Направляемый знакомствами брата, Федор начал по вторникам посещать дом поэта Александра Милюкова, где они искали сочувствующих их идеям. Первым к их редакции присоединился Аполлон Александрович Григорьев – с длинными густыми волосами и пушистой бородкой. Внешность у него была приятная, но необычная – серые глаза посажены слишком широко, как у травоядного животного. На встречах его часто можно было увидеть в красной атласной рубахе-косоворотке, плисовых шароварах, заправленных в сапоги с напуском, в наброшенной на плечи поддевке, с гитарой в руках. Нрав романтика придавал ему пронзительную значимость, которую Федор никогда не мог изобразить. Будучи своего рода сочувствующим славянофилом, за десятилетие отсутствия Федора он уже писал о важности земли и из внутреннего убеждения пришел к выводам, которые Федор сформировал, только оказавшись в неприятной близости с русским народом.

Второй крупный автор «Времени» говорил скорее от разума, чем от сердца. Николай Николаевич Страхов был философом и ученым, учителем математики, физики и естествознания, впоследствии защитившим магистерскую диссертацию «О костях запястий млекопитающих» (хотя статус профессора он так и не обрел). Несколько младше Григорьева, недавно он выступал против этических опасностей материализма[230]. С Федором у них возникло удивительное интеллектуальное притяжение – политические взгляды Страхова были очень близки Достоевскому, и они могли разговаривать часами. Они работали бок о бок, ходили на экскурсии, планировали вместе уехать за границу. Федор не отказывался от компании Страхова даже сразу после приступов, когда других видеть не хотел.

Редакция «Времени» располагалась на квартире Михаила Достоевского у Екатерининского канала (местным известного как Канава), где прачки делали все возможное, чтобы отстирать одежду в зловонной воде. Это была бедная, пришедшая в упадок часть города неподалеку от Сенной площади. Мрачные трехэтажные здания с толстыми стенами и решетками на маленьких окнах первого этажа теснились тут с восемнадцатого века. И снаружи и внутри как-то негостеприимно и сухо, всё как будто скрывается и таится, а почему так кажется по одной физиономии дома – было бы трудно объяснить[231]. В собственной тесной квартирке поблизости Федор установил особый режим, тщательно рассчитав день, чтобы Мария и пасынок Паша его не отвлекали.
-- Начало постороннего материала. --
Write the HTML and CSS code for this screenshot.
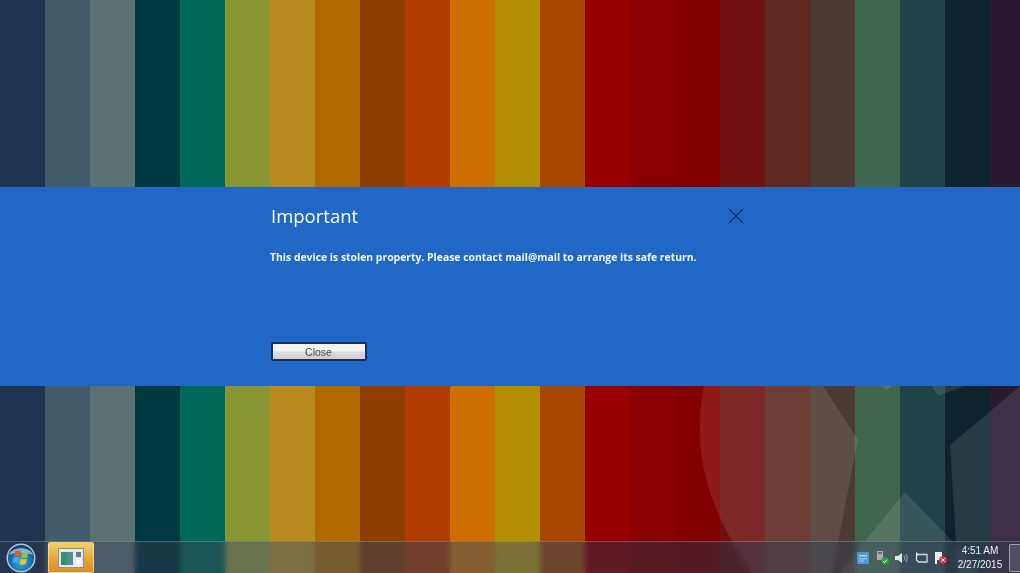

Я же приступаю к писанию и не знаю еще, что будет, но решаюсь работать, не разгибая шеи[232]. Рабочий день начинался в полночь, когда весь город уже отходил ко сну. Федор садился у самовара, пил чай и писал всю ночь. Утром ложился спать, просыпался к редакторской встрече в три пополудни. Завершив дела, братья Достоевские ужинали или шли пить чай со Страховым и его друзьями. Если Федор и Мария встречались, то только для обсуждения текущих дел. Она и не притворялась влюбленной. Мне даже кажется, что совсем и не бывает на свете такой любви, чтоб оба друг друга любили как ровные[233].